• [Written task]
Transcribe the records exactly. Pictures do not belong in the transcription.

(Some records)
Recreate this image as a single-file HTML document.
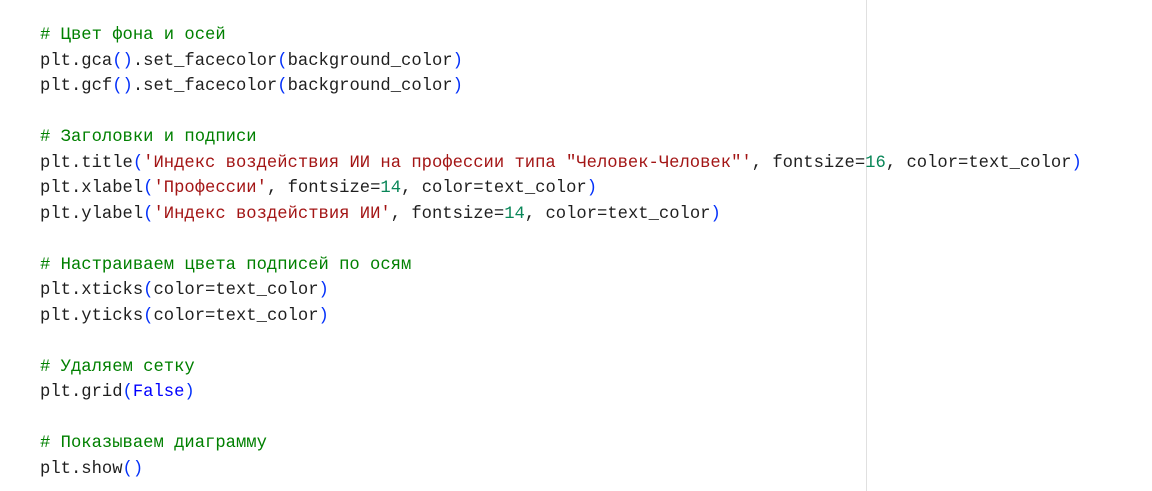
<!DOCTYPE html>
<html><head><meta charset="utf-8"><style>
html,body{margin:0;padding:0;background:#fff;width:1152px;height:491px;overflow:hidden;position:relative}
pre{position:absolute;left:40px;top:23px;margin:0;font-family:"Liberation Mono","DejaVu Sans Mono",monospace;font-size:17.2px;line-height:25.5px;color:#1f1f1f}
.c{color:#008000}.s{color:#a31515}.n{color:#098658}.b{color:#0431fa}.k{color:#0000ff}
.v{position:absolute;left:866px;top:0;width:1px;height:491px;background:#e0e0e0}
</style></head><body>
<div class="v"></div>
<pre><span class="c"># Цвет фона и осей</span>
plt.gca<span class="b">()</span>.set_facecolor<span class="b">(</span>background_color<span class="b">)</span>
plt.gcf<span class="b">()</span>.set_facecolor<span class="b">(</span>background_color<span class="b">)</span>

<span class="c"># Заголовки и подписи</span>
plt.title<span class="b">(</span><span class="s">'Индекс воздействия ИИ на профессии типа "Человек-Человек"'</span>, fontsize=<span class="n">16</span>, color=text_color<span class="b">)</span>
plt.xlabel<span class="b">(</span><span class="s">'Профессии'</span>, fontsize=<span class="n">14</span>, color=text_color<span class="b">)</span>
plt.ylabel<span class="b">(</span><span class="s">'Индекс воздействия ИИ'</span>, fontsize=<span class="n">14</span>, color=text_color<span class="b">)</span>

<span class="c"># Настраиваем цвета подписей по осям</span>
plt.xticks<span class="b">(</span>color=text_color<span class="b">)</span>
plt.yticks<span class="b">(</span>color=text_color<span class="b">)</span>

<span class="c"># Удаляем сетку</span>
plt.grid<span class="b">(</span><span class="k">False</span><span class="b">)</span>

<span class="c"># Показываем диаграмму</span>
plt.show<span class="b">()</span></pre>
</body></html>
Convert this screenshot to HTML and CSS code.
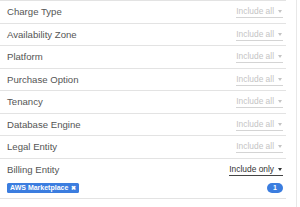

• [Final answer]
Recreate this image as a single-file HTML document.
<!DOCTYPE html>
<html><head><meta charset="utf-8"><style>
html,body{margin:0;padding:0;background:#fff;width:1152px;height:491px;overflow:hidden;position:relative}
pre{position:absolute;left:40px;top:23px;margin:0;font-family:"Liberation Mono","DejaVu Sans Mono",monospace;font-size:17.2px;line-height:25.5px;color:#1f1f1f}
.c{color:#008000}.s{color:#a31515}.n{color:#098658}.b{color:#0431fa}.k{color:#0000ff}
.v{position:absolute;left:866px;top:0;width:1px;height:491px;background:#e0e0e0}
</style></head><body>
<div class="v"></div>
<pre><span class="c"># Цвет фона и осей</span>
plt.gca<span class="b">()</span>.set_facecolor<span class="b">(</span>background_color<span class="b">)</span>
plt.gcf<span class="b">()</span>.set_facecolor<span class="b">(</span>background_color<span class="b">)</span>

<span class="c"># Заголовки и подписи</span>
plt.title<span class="b">(</span><span class="s">'Индекс воздействия ИИ на профессии типа "Человек-Человек"'</span>, fontsize=<span class="n">16</span>, color=text_color<span class="b">)</span>
plt.xlabel<span class="b">(</span><span class="s">'Профессии'</span>, fontsize=<span class="n">14</span>, color=text_color<span class="b">)</span>
plt.ylabel<span class="b">(</span><span class="s">'Индекс воздействия ИИ'</span>, fontsize=<span class="n">14</span>, color=text_color<span class="b">)</span>

<span class="c"># Настраиваем цвета подписей по осям</span>
plt.xticks<span class="b">(</span>color=text_color<span class="b">)</span>
plt.yticks<span class="b">(</span>color=text_color<span class="b">)</span>

<span class="c"># Удаляем сетку</span>
plt.grid<span class="b">(</span><span class="k">False</span><span class="b">)</span>

<span class="c"># Показываем диаграмму</span>
plt.show<span class="b">()</span></pre>
</body></html>
Convert this screenshot to HTML and CSS code.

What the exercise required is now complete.